## SHORT PROBLEM
Output the material below unchanged, apart from leaving out the pictures.

## MATERIAL
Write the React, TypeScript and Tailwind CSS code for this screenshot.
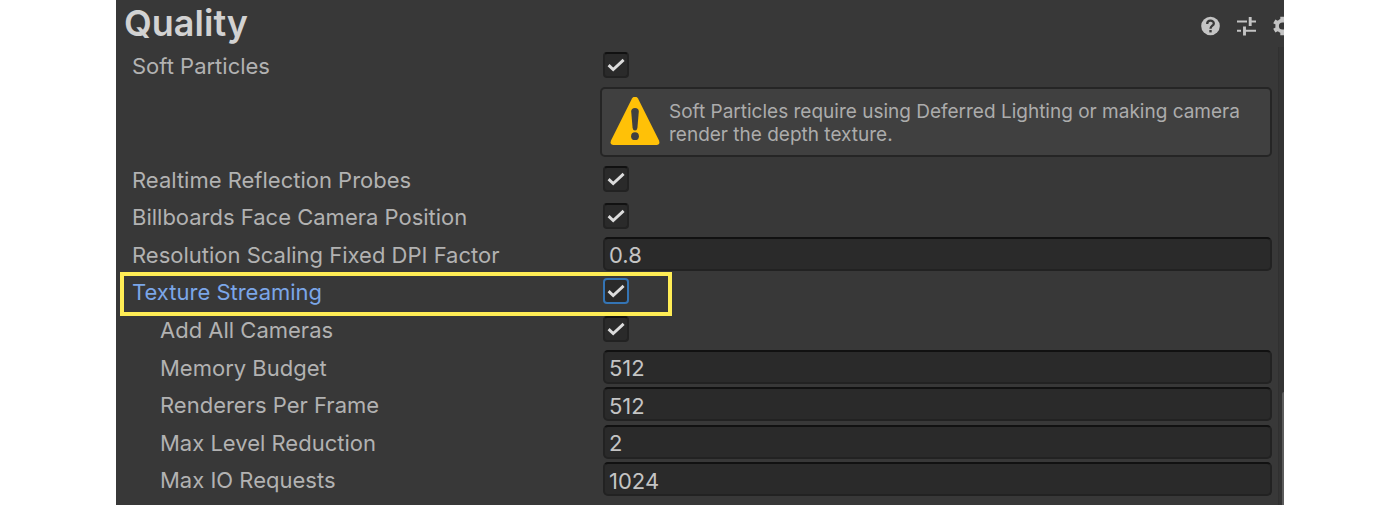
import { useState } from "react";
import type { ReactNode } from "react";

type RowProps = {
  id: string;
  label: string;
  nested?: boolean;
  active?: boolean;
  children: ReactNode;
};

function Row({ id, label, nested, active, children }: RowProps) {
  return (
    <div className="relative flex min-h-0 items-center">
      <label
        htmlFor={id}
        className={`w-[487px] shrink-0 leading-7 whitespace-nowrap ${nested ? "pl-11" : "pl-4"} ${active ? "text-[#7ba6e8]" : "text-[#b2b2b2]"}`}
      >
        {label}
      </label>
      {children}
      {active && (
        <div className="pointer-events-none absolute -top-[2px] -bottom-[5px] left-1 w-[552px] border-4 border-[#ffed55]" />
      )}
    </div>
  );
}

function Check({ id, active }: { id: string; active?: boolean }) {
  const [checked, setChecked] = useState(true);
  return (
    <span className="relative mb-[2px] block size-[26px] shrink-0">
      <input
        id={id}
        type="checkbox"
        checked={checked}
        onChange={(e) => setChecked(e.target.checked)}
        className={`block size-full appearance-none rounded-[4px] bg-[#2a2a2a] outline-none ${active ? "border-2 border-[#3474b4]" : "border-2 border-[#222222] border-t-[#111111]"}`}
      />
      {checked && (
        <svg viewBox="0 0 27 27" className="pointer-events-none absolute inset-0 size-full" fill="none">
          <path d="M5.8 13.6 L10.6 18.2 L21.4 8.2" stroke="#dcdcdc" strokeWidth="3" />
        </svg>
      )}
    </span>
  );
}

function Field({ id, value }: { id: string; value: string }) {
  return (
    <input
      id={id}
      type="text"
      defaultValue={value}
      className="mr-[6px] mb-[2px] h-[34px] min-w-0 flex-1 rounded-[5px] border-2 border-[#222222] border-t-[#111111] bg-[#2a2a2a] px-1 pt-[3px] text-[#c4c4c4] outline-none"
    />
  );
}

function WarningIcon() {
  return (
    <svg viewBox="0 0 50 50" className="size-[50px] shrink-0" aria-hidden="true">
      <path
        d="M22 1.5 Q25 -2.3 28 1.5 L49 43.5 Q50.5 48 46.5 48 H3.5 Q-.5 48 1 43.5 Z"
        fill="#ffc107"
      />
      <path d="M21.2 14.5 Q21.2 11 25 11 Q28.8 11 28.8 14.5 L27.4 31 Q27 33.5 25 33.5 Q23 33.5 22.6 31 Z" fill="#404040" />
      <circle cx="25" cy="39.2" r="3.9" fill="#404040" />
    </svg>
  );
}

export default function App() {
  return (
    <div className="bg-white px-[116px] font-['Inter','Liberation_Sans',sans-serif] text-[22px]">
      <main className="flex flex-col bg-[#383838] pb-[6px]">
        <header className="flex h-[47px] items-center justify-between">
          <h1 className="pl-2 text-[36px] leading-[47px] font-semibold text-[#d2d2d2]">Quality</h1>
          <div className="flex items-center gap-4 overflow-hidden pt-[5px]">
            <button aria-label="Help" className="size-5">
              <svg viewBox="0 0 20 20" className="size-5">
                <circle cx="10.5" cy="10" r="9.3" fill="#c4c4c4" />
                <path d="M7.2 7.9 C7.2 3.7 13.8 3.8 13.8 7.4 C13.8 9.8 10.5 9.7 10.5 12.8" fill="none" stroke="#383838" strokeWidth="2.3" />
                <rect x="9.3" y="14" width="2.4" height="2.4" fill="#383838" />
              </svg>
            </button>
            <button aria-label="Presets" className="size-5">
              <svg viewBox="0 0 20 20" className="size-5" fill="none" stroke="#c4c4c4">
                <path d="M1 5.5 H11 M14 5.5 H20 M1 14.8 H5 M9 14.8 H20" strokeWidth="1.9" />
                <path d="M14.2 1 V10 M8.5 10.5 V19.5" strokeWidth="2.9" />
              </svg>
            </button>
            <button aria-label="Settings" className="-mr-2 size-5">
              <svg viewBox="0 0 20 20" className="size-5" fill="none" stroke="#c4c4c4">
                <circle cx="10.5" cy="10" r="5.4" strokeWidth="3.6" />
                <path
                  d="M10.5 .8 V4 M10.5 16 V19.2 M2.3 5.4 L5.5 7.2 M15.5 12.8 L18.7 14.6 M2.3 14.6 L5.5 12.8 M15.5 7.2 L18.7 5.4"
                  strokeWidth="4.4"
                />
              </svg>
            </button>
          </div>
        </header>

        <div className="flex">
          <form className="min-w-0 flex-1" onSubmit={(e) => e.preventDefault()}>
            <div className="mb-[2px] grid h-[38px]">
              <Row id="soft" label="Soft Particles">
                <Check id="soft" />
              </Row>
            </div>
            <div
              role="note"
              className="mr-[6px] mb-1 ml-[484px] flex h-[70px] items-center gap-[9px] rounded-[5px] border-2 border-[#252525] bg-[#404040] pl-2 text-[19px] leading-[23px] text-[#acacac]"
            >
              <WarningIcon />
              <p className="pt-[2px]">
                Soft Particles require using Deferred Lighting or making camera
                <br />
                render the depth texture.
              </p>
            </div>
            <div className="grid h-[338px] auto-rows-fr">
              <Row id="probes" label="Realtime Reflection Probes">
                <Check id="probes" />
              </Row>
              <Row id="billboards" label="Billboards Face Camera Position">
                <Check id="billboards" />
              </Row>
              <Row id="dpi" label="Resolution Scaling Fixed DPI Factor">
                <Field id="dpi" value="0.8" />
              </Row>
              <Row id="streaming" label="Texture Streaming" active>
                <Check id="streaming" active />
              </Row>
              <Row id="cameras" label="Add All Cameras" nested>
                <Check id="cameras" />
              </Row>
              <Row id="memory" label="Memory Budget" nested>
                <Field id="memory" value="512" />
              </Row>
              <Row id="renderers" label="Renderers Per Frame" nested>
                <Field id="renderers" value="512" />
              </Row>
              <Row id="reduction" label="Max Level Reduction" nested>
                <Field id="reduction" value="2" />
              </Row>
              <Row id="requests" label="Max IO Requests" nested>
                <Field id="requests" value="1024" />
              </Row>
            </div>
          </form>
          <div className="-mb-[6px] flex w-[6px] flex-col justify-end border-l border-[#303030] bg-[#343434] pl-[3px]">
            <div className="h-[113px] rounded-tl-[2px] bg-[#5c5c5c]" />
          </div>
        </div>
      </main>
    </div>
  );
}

## THE SOLUTION
Write the React, TypeScript and Tailwind CSS code for this screenshot.
import { useState } from "react";
import type { ReactNode } from "react";

type RowProps = {
  id: string;
  label: string;
  nested?: boolean;
  active?: boolean;
  children: ReactNode;
};

function Row({ id, label, nested, active, children }: RowProps) {
  return (
    <div className="relative flex min-h-0 items-center">
      <label
        htmlFor={id}
        className={`w-[487px] shrink-0 leading-7 whitespace-nowrap ${nested ? "pl-11" : "pl-4"} ${active ? "text-[#7ba6e8]" : "text-[#b2b2b2]"}`}
      >
        {label}
      </label>
      {children}
      {active && (
        <div className="pointer-events-none absolute -top-[2px] -bottom-[5px] left-1 w-[552px] border-4 border-[#ffed55]" />
      )}
    </div>
  );
}

function Check({ id, active }: { id: string; active?: boolean }) {
  const [checked, setChecked] = useState(true);
  return (
    <span className="relative mb-[2px] block size-[26px] shrink-0">
      <input
        id={id}
        type="checkbox"
        checked={checked}
        onChange={(e) => setChecked(e.target.checked)}
        className={`block size-full appearance-none rounded-[4px] bg-[#2a2a2a] outline-none ${active ? "border-2 border-[#3474b4]" : "border-2 border-[#222222] border-t-[#111111]"}`}
      />
      {checked && (
        <svg viewBox="0 0 27 27" className="pointer-events-none absolute inset-0 size-full" fill="none">
          <path d="M5.8 13.6 L10.6 18.2 L21.4 8.2" stroke="#dcdcdc" strokeWidth="3" />
        </svg>
      )}
    </span>
  );
}

function Field({ id, value }: { id: string; value: string }) {
  return (
    <input
      id={id}
      type="text"
      defaultValue={value}
      className="mr-[6px] mb-[2px] h-[34px] min-w-0 flex-1 rounded-[5px] border-2 border-[#222222] border-t-[#111111] bg-[#2a2a2a] px-1 pt-[3px] text-[#c4c4c4] outline-none"
    />
  );
}

function WarningIcon() {
  return (
    <svg viewBox="0 0 50 50" className="size-[50px] shrink-0" aria-hidden="true">
      <path
        d="M22 1.5 Q25 -2.3 28 1.5 L49 43.5 Q50.5 48 46.5 48 H3.5 Q-.5 48 1 43.5 Z"
        fill="#ffc107"
      />
      <path d="M21.2 14.5 Q21.2 11 25 11 Q28.8 11 28.8 14.5 L27.4 31 Q27 33.5 25 33.5 Q23 33.5 22.6 31 Z" fill="#404040" />
      <circle cx="25" cy="39.2" r="3.9" fill="#404040" />
    </svg>
  );
}

export default function App() {
  return (
    <div className="bg-white px-[116px] font-['Inter','Liberation_Sans',sans-serif] text-[22px]">
      <main className="flex flex-col bg-[#383838] pb-[6px]">
        <header className="flex h-[47px] items-center justify-between">
          <h1 className="pl-2 text-[36px] leading-[47px] font-semibold text-[#d2d2d2]">Quality</h1>
          <div className="flex items-center gap-4 overflow-hidden pt-[5px]">
            <button aria-label="Help" className="size-5">
              <svg viewBox="0 0 20 20" className="size-5">
                <circle cx="10.5" cy="10" r="9.3" fill="#c4c4c4" />
                <path d="M7.2 7.9 C7.2 3.7 13.8 3.8 13.8 7.4 C13.8 9.8 10.5 9.7 10.5 12.8" fill="none" stroke="#383838" strokeWidth="2.3" />
                <rect x="9.3" y="14" width="2.4" height="2.4" fill="#383838" />
              </svg>
            </button>
            <button aria-label="Presets" className="size-5">
              <svg viewBox="0 0 20 20" className="size-5" fill="none" stroke="#c4c4c4">
                <path d="M1 5.5 H11 M14 5.5 H20 M1 14.8 H5 M9 14.8 H20" strokeWidth="1.9" />
                <path d="M14.2 1 V10 M8.5 10.5 V19.5" strokeWidth="2.9" />
              </svg>
            </button>
            <button aria-label="Settings" className="-mr-2 size-5">
              <svg viewBox="0 0 20 20" className="size-5" fill="none" stroke="#c4c4c4">
                <circle cx="10.5" cy="10" r="5.4" strokeWidth="3.6" />
                <path
                  d="M10.5 .8 V4 M10.5 16 V19.2 M2.3 5.4 L5.5 7.2 M15.5 12.8 L18.7 14.6 M2.3 14.6 L5.5 12.8 M15.5 7.2 L18.7 5.4"
                  strokeWidth="4.4"
                />
              </svg>
            </button>
          </div>
        </header>

        <div className="flex">
          <form className="min-w-0 flex-1" onSubmit={(e) => e.preventDefault()}>
            <div className="mb-[2px] grid h-[38px]">
              <Row id="soft" label="Soft Particles">
                <Check id="soft" />
              </Row>
            </div>
            <div
              role="note"
              className="mr-[6px] mb-1 ml-[484px] flex h-[70px] items-center gap-[9px] rounded-[5px] border-2 border-[#252525] bg-[#404040] pl-2 text-[19px] leading-[23px] text-[#acacac]"
            >
              <WarningIcon />
              <p className="pt-[2px]">
                Soft Particles require using Deferred Lighting or making camera
                <br />
                render the depth texture.
              </p>
            </div>
            <div className="grid h-[338px] auto-rows-fr">
              <Row id="probes" label="Realtime Reflection Probes">
                <Check id="probes" />
              </Row>
              <Row id="billboards" label="Billboards Face Camera Position">
                <Check id="billboards" />
              </Row>
              <Row id="dpi" label="Resolution Scaling Fixed DPI Factor">
                <Field id="dpi" value="0.8" />
              </Row>
              <Row id="streaming" label="Texture Streaming" active>
                <Check id="streaming" active />
              </Row>
              <Row id="cameras" label="Add All Cameras" nested>
                <Check id="cameras" />
              </Row>
              <Row id="memory" label="Memory Budget" nested>
                <Field id="memory" value="512" />
              </Row>
              <Row id="renderers" label="Renderers Per Frame" nested>
                <Field id="renderers" value="512" />
              </Row>
              <Row id="reduction" label="Max Level Reduction" nested>
                <Field id="reduction" value="2" />
              </Row>
              <Row id="requests" label="Max IO Requests" nested>
                <Field id="requests" value="1024" />
              </Row>
            </div>
          </form>
          <div className="-mb-[6px] flex w-[6px] flex-col justify-end border-l border-[#303030] bg-[#343434] pl-[3px]">
            <div className="h-[113px] rounded-tl-[2px] bg-[#5c5c5c]" />
          </div>
        </div>
      </main>
    </div>
  );
}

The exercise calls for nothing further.